Incoming, unpopular opinion alert….
Criminal prodigy Kaz Brekker is offered a chance at a deadly heist that could make him rich beyond his wildest dreams – but he can’t pull it off alone.
A convict with a thirst for revenge.
A sharpshooter who can’t walk away from a wager.
A runaway with a privileged past.
A spy known as the Wraith.
A Heartrender using her magic to survive the slums.
A thief with a gift for unlikely escapes.
Six dangerous outcasts. One impossible heist.
Kaz’s crew is the only thing that might stand between the world and destruction – if they don’t kill each other first.
Do you ever feel like you read a completely different book to everyone else? Six of Crows is widely loved but, I just didn’t get it. The plot and pace were slow, and there was no real character development. With about 150 pages to go, I was really struggling to finish the book; and this should, in my opinion, have been the part that had me most gripped because the heist was taking place. But the problem, for me, was there was no real tension, no nail-biting moments. It seemed every obstacle the gang faced was too easily overcome, every enemy too easily defeated. Six of Crows is highly character-driven but, too much at the expense of the plot. And, bar Kaz and Inej, I didn’t like any of the characters, so that made it even more of a struggle. I did like Kaz, as a main protagonist, he had this whole antihero vibe about him. And I like the mysterious aura he created for himself, this feared persona.

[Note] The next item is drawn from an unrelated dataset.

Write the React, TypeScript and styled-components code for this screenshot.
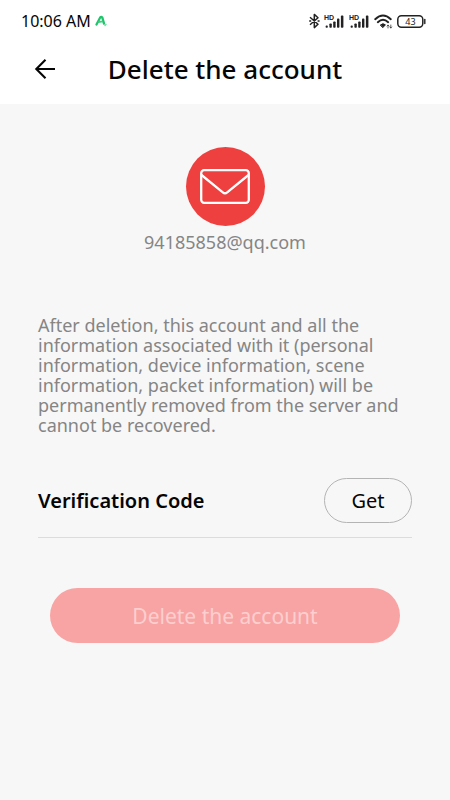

As for the Grisha universe itself, yes, I liked the world, because I enjoyed the dark underworld Kaz and his crew lived in but, the magic of the Grishas and the different abilities didn’t grip me. It just lacked the magic, the element of wonder, that I so loved about the Maji clans in Children on Blood and Bone, for example.
One of the things I really did like about this book was the understated romance – understated in the way it was written, that is, it was obvious to everyone else except the two people it was between. The romance element in previous YA fantasy has bugged me because, I don’t want to read about her staring at his chiselled body and dreamy eyes, but in Six of Crows, it was subtle, this made it more impactful and didn’t have me rolling my eyes – it had me wanting the romance to happen! Saying that, there was a more obvious romance, a ‘love/hate thing’, happening with two of the other characters, so I got my eye-rolls in there.
I enjoyed Wonder Woman: Warbringer, also written by Bardugo, so I will read more of her books, as long as they aren’t set in the Grisha universe because, nothing in this book wowed me. I love the feeling of awe these YA fantasy novels bring, in their world-building and their magic, but that was missing for me in this one. I enjoy Bardugo’s writing, this plot just didn’t hold my attention; I am glad I read it though as it’s been a highly anticipated read of mine for ages, it’s just a shame it didn’t live up to the hype for me.